Huet (Pierre Daniel)

Évêque et écrivain français (Caen 1630 – Paris 1721).

Sous-précepteur du Dauphin, évêque d'Avranches (1692), il fit figure d'arbitre du goût à qui La Fontaine adressa en 1687, à l'occasion de la querelle des Anciens et des Modernes, une Épître célèbre. Outre ses ouvrages historiques et théoriques sur la traduction, il reste l'auteur de la Lettre à M. de Segrais sur l'origine des romans (1670) : traitant le roman comme une expression de l'amour, il le voit comme la version en prose de l'épopée, capable d'assurer la formation culturelle et morale du lecteur.

Hughes (Edward James, dit Ted)

Poète anglais (Mytholmroyd, Yorkshire, 1930 – North Tawton, Devon, 1998).

Issu d'une famille modeste, il grandit dans une région déshéritée.

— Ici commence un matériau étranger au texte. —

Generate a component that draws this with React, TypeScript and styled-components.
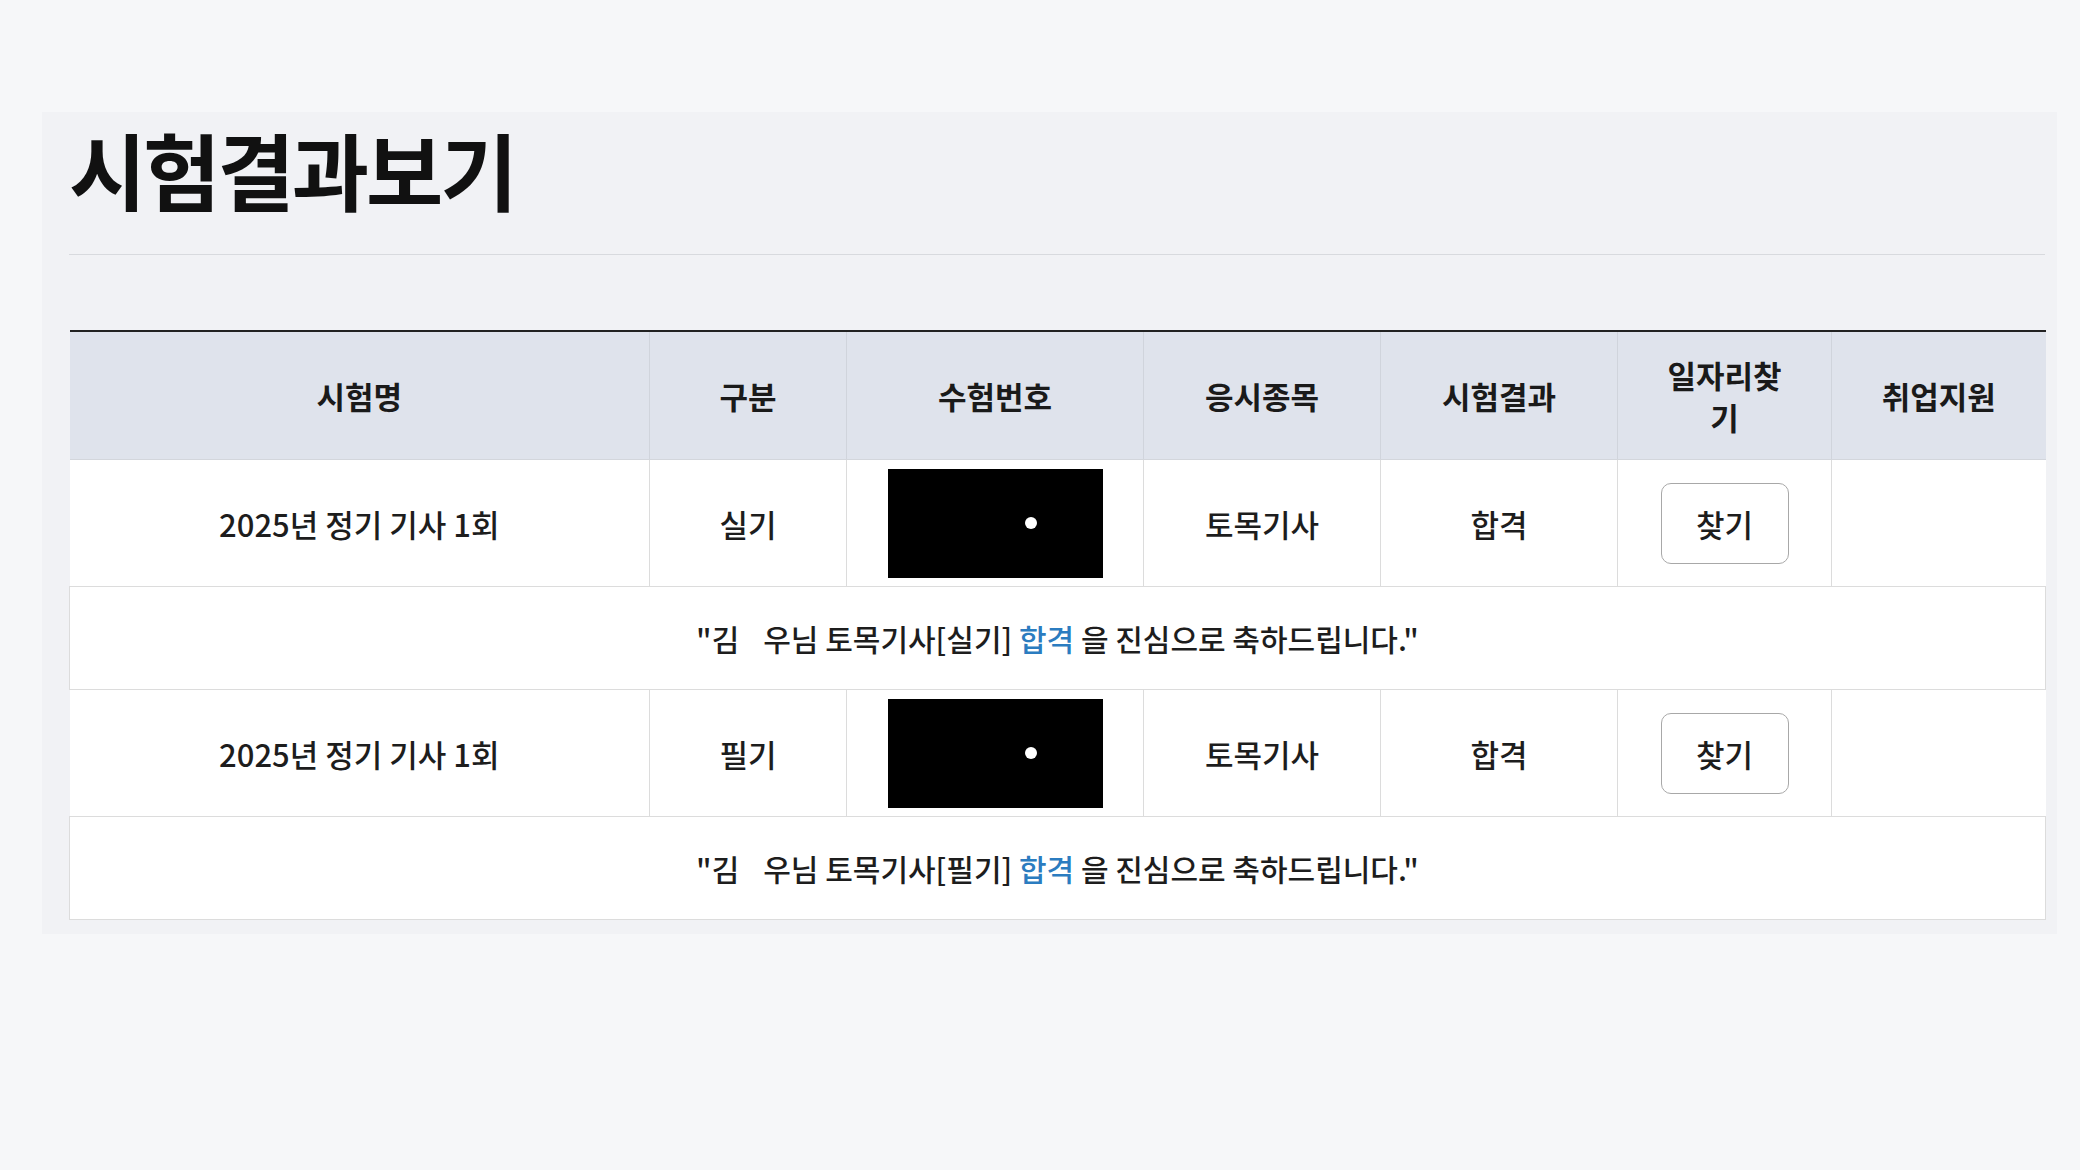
import styled, { createGlobalStyle } from "styled-components";

const GlobalStyle = createGlobalStyle`
  body {
    margin: 0;
    background: #f6f7f9;
    font-family: "Noto Sans CJK KR", "Noto Sans", sans-serif;
    color: #1d1d1d;
  }
`;

const Page = styled.div`
  padding: 112px 23px 238px 42px;
`;

const Panel = styled.section`
  background: #f1f2f5;
  padding: 9px 12px 14px 27px;
`;

const Title = styled.h1`
  margin: 0;
  font-size: 84px;
  line-height: 96px;
  font-weight: 700;
  letter-spacing: -3px;
  color: #111;
`;

const Divider = styled.hr`
  margin: 37px 0 0;
  border: 0;
  border-top: 1px solid #d8dade;
`;

const Table = styled.table`
  margin-top: 75px;
  width: 100%;
  border-collapse: collapse;
  table-layout: fixed;
  border-top: 2px solid #222;
`;

const HeadCell = styled.th`
  height: 127px;
  padding: 0 40px;
  background: #dfe3ec;
  font-size: 31px;
  font-weight: 700;
  line-height: 42px;
  color: #1a1a1a;
  border-left: 1px solid #d0d4dc;
  border-bottom: 1px solid #d3d6dc;

  &:first-child {
    border-left: 0;
  }
`;

const Cell = styled.td`
  height: 126px;
  padding: 0;
  background: #fff;
  text-align: center;
  font-size: 31px;
  font-weight: 500;
  border-left: 1px solid #dcdcdc;
  border-bottom: 1px solid #dcdcdc;

  &:first-child {
    border-left: 0;
  }
`;

const MessageCell = styled.td`
  height: 102px;
  padding: 0;
  background: #fff;
  text-align: center;
  font-size: 30px;
  font-weight: 500;
  border: 1px solid #dcdcdc;
`;

const Masked = styled.span`
  display: inline-block;
  width: 24px;
`;

const Pass = styled.span`
  color: #2b7cc0;
`;

const NumberBox = styled.div`
  box-sizing: border-box;
  width: 215px;
  height: 109px;
  margin: 0 auto;
  padding-left: 137px;
  display: flex;
  align-items: center;
  background: #000;
`;

const Dot = styled.span`
  width: 12px;
  height: 12px;
  border-radius: 50%;
  background: #fff;
`;

const FindButton = styled.button`
  width: 128px;
  height: 81px;
  border: 1.5px solid #a8a8a8;
  border-radius: 10px;
  background: #fff;
  font-family: inherit;
  font-size: 31px;
  font-weight: 500;
  color: #1d1d1d;
  cursor: pointer;
`;

const columns = [
  { label: "시험명", width: 580 },
  { label: "구분", width: 197 },
  { label: "수험번호", width: 297 },
  { label: "응시종목", width: 237 },
  { label: "시험결과", width: 237 },
  { label: "일자리찾기", width: 214 },
  { label: "취업지원", width: 214 },
];

const results = [
  { exam: "2025년 정기 기사 1회", type: "실기", subject: "토목기사", result: "합격" },
  { exam: "2025년 정기 기사 1회", type: "필기", subject: "토목기사", result: "합격" },
];

function App() {
  return (
    <>
      <GlobalStyle />
      <Page>
        <Panel>
          <Title>시험결과보기</Title>
          <Divider />
          <Table>
            <colgroup>
              {columns.map((c) => (
                <col key={c.label} style={{ width: c.width }} />
              ))}
            </colgroup>
            <thead>
              <tr>
                {columns.map((c) => (
                  <HeadCell key={c.label}>{c.label}</HeadCell>
                ))}
              </tr>
            </thead>
            <tbody>
              {results.map((r) => [
                <tr key={r.type}>
                  <Cell>{r.exam}</Cell>
                  <Cell>{r.type}</Cell>
                  <Cell>
                    <NumberBox>
                      <Dot />
                    </NumberBox>
                  </Cell>
                  <Cell>{r.subject}</Cell>
                  <Cell>{r.result}</Cell>
                  <Cell>
                    <FindButton>찾기</FindButton>
                  </Cell>
                  <Cell />
                </tr>,
                <tr key={r.type + "-msg"}>
                  <MessageCell colSpan={7}>
                    "김<Masked />우님 {r.subject}[{r.type}] <Pass>{r.result}</Pass> 을 진심으로
                    축하드립니다."
                  </MessageCell>
                </tr>,
              ])}
            </tbody>
          </Table>
        </Panel>
      </Page>
    </>
  );
}

export default App;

En 1956, il épouse la poétesse américaine Sylvia Plath et il part enseigner à Amherst (Massachusetts). Hughes publie son premier recueil en 1957, le Faucon sous la pluie, où il chante les énergies de la nature. Le couple revient s'établir en Angleterre en 1959 ; suite à leur rupture, Sylvia Plath se suicidera en 1963. Romantique bourru, féru d'anthropologie, Ted Hughes dit la férocité du désir de survie pris dans les cycles naturels de la création et de la destruction (Wodwo, 1967 ; Corbeau, 1970). À partir des années 1970, son œuvre semble s'apaiser, devenir plus accessible ; la suite poétique Gaudete (1977) situe dans un village d'Écosse les rites dionysiaques. Créateur en 1968 de la Fondation Arvon, école d'écriture pour apprentis poètes, il collabore avec le metteur en scène Peter Brook pour inventer le langage « primitif » parlé dans le spectacle Orghast (1971). En 1984, il succède à John Betjeman comme poète-lauréat. Outre ses recueils poétiques, on lui doit une traduction des Métamorphoses d'Ovide (1998) et un ouvrage théorique (Shakespeare et la déesse de l'Être complet, 1992). Ted Hughes concevait le poète comme un « chaman », magicien investi d'une mission transcendantale.